Kioto est un grand Versailles de bois, régulier, triste, mourant, abandonné par la vie, qui s’est réfugiée à Yeddo. On y trouve partout les traces du plaisir, nulle part celles du travail : commerce de luxe, soieries, bibelots, maisons de thé, concerts de guitare, tout l’attirail d’une Babylone défraîchie et démodée.

Dans la direction du sud, c’est encore une série de temples dont les enceintes de verdure se touchent : Higashiotani avec ses escaliers gigantesques, Yasaka, Kiomidzu, à moitié suspendu sur pilotis, au-dessus d’une gorge abrupte, — Nisiathani, remarquable par un pont de pierre d’une courbure si exagérée qu’on ne peut la gravir qu’à quatre pattes (au lieu d’arches, ce pont est percé de deux orifices qui lui ont valu le nom de pont des lunettes), — le Daibuto, idole en bois, la plus grande du Japon, — Ringeoin, si grand qu’on avait organisé un tir à l’arc sous ses vastes galeries, — Mimidzuka (le tombeau des nez et des oreilles).

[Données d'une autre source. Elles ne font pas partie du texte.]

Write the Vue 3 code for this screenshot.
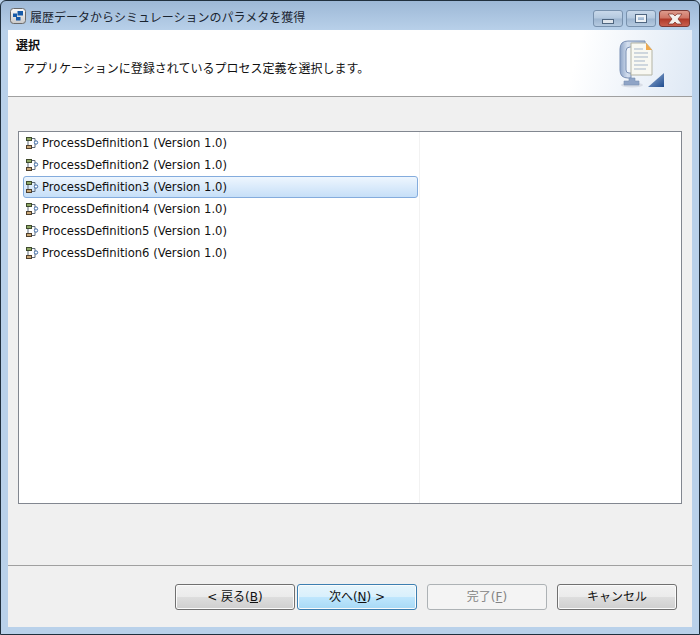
<script setup>
const items = [1, 2, 3, 4, 5, 6].map((n) => ({ n, label: `ProcessDefinition${n} (Version 1.0)` }))
</script>

<template>
  <div class="win">
    <div class="titlebar">
      <svg class="appicon" width="16" height="16" viewBox="0 0 16 16">
        <defs>
          <linearGradient id="ag" x1="0" y1="0" x2="0" y2="1">
            <stop offset="0" stop-color="#fafafa" />
            <stop offset="1" stop-color="#c9c9c9" />
          </linearGradient>
        </defs>
        <rect x="0.5" y="0.5" width="15" height="15" rx="3" fill="url(#ag)" stroke="#6a6a6a" />
        <path d="M3 5.5h4V9H3zM7.5 3H13v4.5H7.5zM6 9h4.5v3.5H6z" fill="#155aa8" />
      </svg>
      <span class="title">履歴データからシミュレーションのパラメタを獲得</span>
      <div class="controls">
        <div class="ctl"><span class="min"></span></div>
        <div class="ctl"><span class="max"></span></div>
        <div class="ctl close">
          <svg width="18" height="12" viewBox="0 0 18 12">
            <path d="M2 1h5l2 2 2-2h5l-4 5 4 5h-5L9 9l-2 2H2l4-5z" fill="#f4f0ee" stroke="#7a2c22" stroke-width="0.7" />
          </svg>
        </div>
      </div>
    </div>
    <div class="client">
      <div class="banner">
        <div class="banner-text">
          <div class="h">選択</div>
          <div class="sub">アプリケーションに登録されているプロセス定義を選択します。</div>
        </div>
        <svg class="wiz" width="46" height="48" viewBox="0 0 46 48">
          <defs>
            <linearGradient id="cl" x1="0" y1="0" x2="1" y2="0">
              <stop offset="0" stop-color="#8ea5c8" />
              <stop offset="0.3" stop-color="#d3deee" />
              <stop offset="1" stop-color="#a8bad6" />
            </linearGradient>
            <linearGradient id="tr" x1="0" y1="0" x2="1" y2="1">
              <stop offset="0" stop-color="#9db6d8" />
              <stop offset="1" stop-color="#1f4c8f" />
            </linearGradient>
          </defs>
          <ellipse cx="13" cy="45" rx="11" ry="2.500" fill="#d8dde6" />
          <path d="M26 1H9Q1 1 1 9V30Q1 38 9 38H12V33H10Q7 33 7 30V11Q7 7 11 7H26Z" fill="url(#cl)" stroke="#7b90b4" />
          <path d="M10 38h6v3h4v4H5v-4h5z" fill="#8fa4c6" stroke="#7b90b4" stroke-width="0.6" />
          <path d="M12 3H27L33 10V35H12Z" fill="#f8f8f2" stroke="#b4b4a4" />
          <path d="M27 3L33 10H27Z" fill="#efa94f" />
          <path d="M15 9h9M15 13h14M15 17h14M15 21h11M15 25h14M15 29h12" stroke="#a5b5c9" stroke-width="1" />
          <path d="M45 33V47H29Z" fill="url(#tr)" />
        </svg>
      </div>
      <div class="body">
        <div class="listbox">
          <div class="tree">
            <div v-for="it in items" :key="it.n" class="row" :class="{ sel: it.n === 3 }">
              <svg class="pi" width="16" height="16" viewBox="0 0 16 16">
                <path d="M4 5v6M7 3.500h4M7 12.500h4M11 3.500v9" fill="none" stroke="#5d6a7a" />
                <rect x="2.500" y="2.500" width="5" height="3" fill="#8fa866" stroke="#3f4a2c" />
                <rect x="2.500" y="10.500" width="5" height="3" fill="#c9a878" stroke="#4f3f2c" />
                <circle cx="12" cy="7.500" r="1.700" fill="#fff" stroke="#3d6aa5" />
              </svg>
              <span class="lbl">{{ it.label }}</span>
            </div>
          </div>
          <div class="detail"></div>
        </div>
      </div>
      <div class="footer">
        <button class="btn">&lt; 戻る(<u>B</u>)</button>
        <button class="btn primary">次へ(<u>N</u>) &gt;</button>
        <button class="btn disabled">完了(<u>F</u>)</button>
        <button class="btn cancel">キャンセル</button>
      </div>
    </div>
  </div>
</template>

<style>
html, body { margin: 0; background: #b9d1ea; }
</style>

<style scoped>
.win {
  width: 700px;
  height: 635px;
  box-sizing: border-box;
  background: linear-gradient(#9db8d6 0, #b9d1ea 30px);
  border: 1px solid #20303e;
  border-radius: 6px 6px 0 0;
  padding: 0 7px 7px;
  display: flex;
  flex-direction: column;
  font-family: "DejaVu Sans", "Noto Sans CJK JP", sans-serif;
  font-size: 12px;
  color: #111;
}
.titlebar {
  height: 29px;
  flex: none;
  display: flex;
  align-items: center;
  gap: 4px;
  padding-left: 2px;
  position: relative;
}
.appicon { flex: none; }
.title { font-size: 12px; color: #1a2430; padding-top: 2px; }
.controls {
  position: absolute;
  top: 9px;
  right: 2px;
  display: flex;
  gap: 3px;
}
.ctl {
  width: 30px;
  height: 17px;
  box-sizing: border-box;
  border: 1px solid #7891ad;
  border-radius: 3px;
  background: linear-gradient(#c8d8ea 0, #b4c9df 48%, #9db5d0 52%, #b5cae0 100%);
  display: flex;
  align-items: center;
  justify-content: center;
}
.ctl .min {
  width: 10px;
  height: 3px;
  margin-top: 5px;
  background: #dfe5ec;
  border: 1px solid #4f6680;
}
.ctl .max {
  width: 6px;
  height: 3px;
  background: transparent;
  border: 2px solid #eef2f6;
  outline: 1px solid #4f6680;
}
.ctl.close {
  width: 31px;
  border-color: #7a3a36;
  background: linear-gradient(#dd9a8c 0, #cf7666 45%, #b03a2a 55%, #c9604f 100%);
}
.client {
  flex: 1;
  min-height: 0;
  display: flex;
  flex-direction: column;
  background: #f0f0f0;
}
.banner {
  height: 66px;
  flex: none;
  background: linear-gradient(105deg, #fff 82%, #dfe9f5 100%);
  border-bottom: 1px solid #a0a0a0;
  position: relative;
}
.banner-text { padding: 7px 0 0 8px; }
.h { font-weight: 700; font-size: 12px; line-height: 18px; }
.sub { padding: 5px 0 0 7px; line-height: 18px; }
.wiz { position: absolute; right: 27px; top: 10px; }
.body {
  flex: 1;
  min-height: 0;
  padding: 34px 10px 61px;
  display: flex;
}
.listbox {
  flex: 1;
  display: flex;
  background: #fff;
  border: 1px solid #828790;
}
.tree {
  width: 401px;
  flex: none;
  padding: 0 0 0 4px;
  box-sizing: border-box;
  border-right: 1px solid #f2f2f2;
}
.detail { flex: 1; }
.row {
  height: 22px;
  display: flex;
  align-items: center;
  box-sizing: border-box;
  padding-left: 1px;
  gap: 2px;
  margin-right: 1px;
}
.row.sel {
  border: 1px solid #84acdd;
  border-radius: 3px;
  background: linear-gradient(#eef6fe, #c6dff8);
  padding-left: 0;
}
.pi { flex: none; }
.lbl { font-size: 11.6px; line-height: 20px; }
.footer {
  height: 62px;
  box-sizing: border-box;
  flex: none;
  border-top: 1px solid #a0a0a0;
  display: flex;
  justify-content: flex-end;
  align-items: flex-start;
  gap: 2px;
  padding: 18px 15px 0 0;
}
.btn {
  width: 120px;
  height: 26px;
  box-sizing: border-box;
  border: 1px solid #707070;
  border-radius: 3px;
  background: linear-gradient(#f2f2f2 0, #ebebeb 48%, #dddddd 52%, #cfcfcf 100%);
  font: inherit;
  font-size: 12px;
  color: #111;
  padding: 0 0 3px;
  box-shadow: inset 0 0 0 1px #fbfbfb;
}
.btn.primary {
  border-color: #3c7fb1;
  background: linear-gradient(#e6f5fc 0, #d9f0fc 48%, #bee6fd 52%, #a7d9f5 100%);
}
.btn.disabled {
  border-color: #adb2b5;
  background: #f4f4f4;
  color: #838383;
  margin-left: 8px;
  box-shadow: none;
}
.btn.cancel { margin-left: 8px; }
</style>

Il paraît que c’était l’habitude des vieux guerriers japonais de rapporter les têtes des vaincus aux pieds de leur empereur ; il y en eut tant lors de la conquête de la Corée, qu’on leur permit de rapporter seulement le nez et les oreilles ; encore fallut-il creuser, pour contenir tous ces trophées, une fosse de 720 pieds de circonférence et de 30 de profondeur, sur laquelle s’élève la pyramide que l’on voit aujourd’hui.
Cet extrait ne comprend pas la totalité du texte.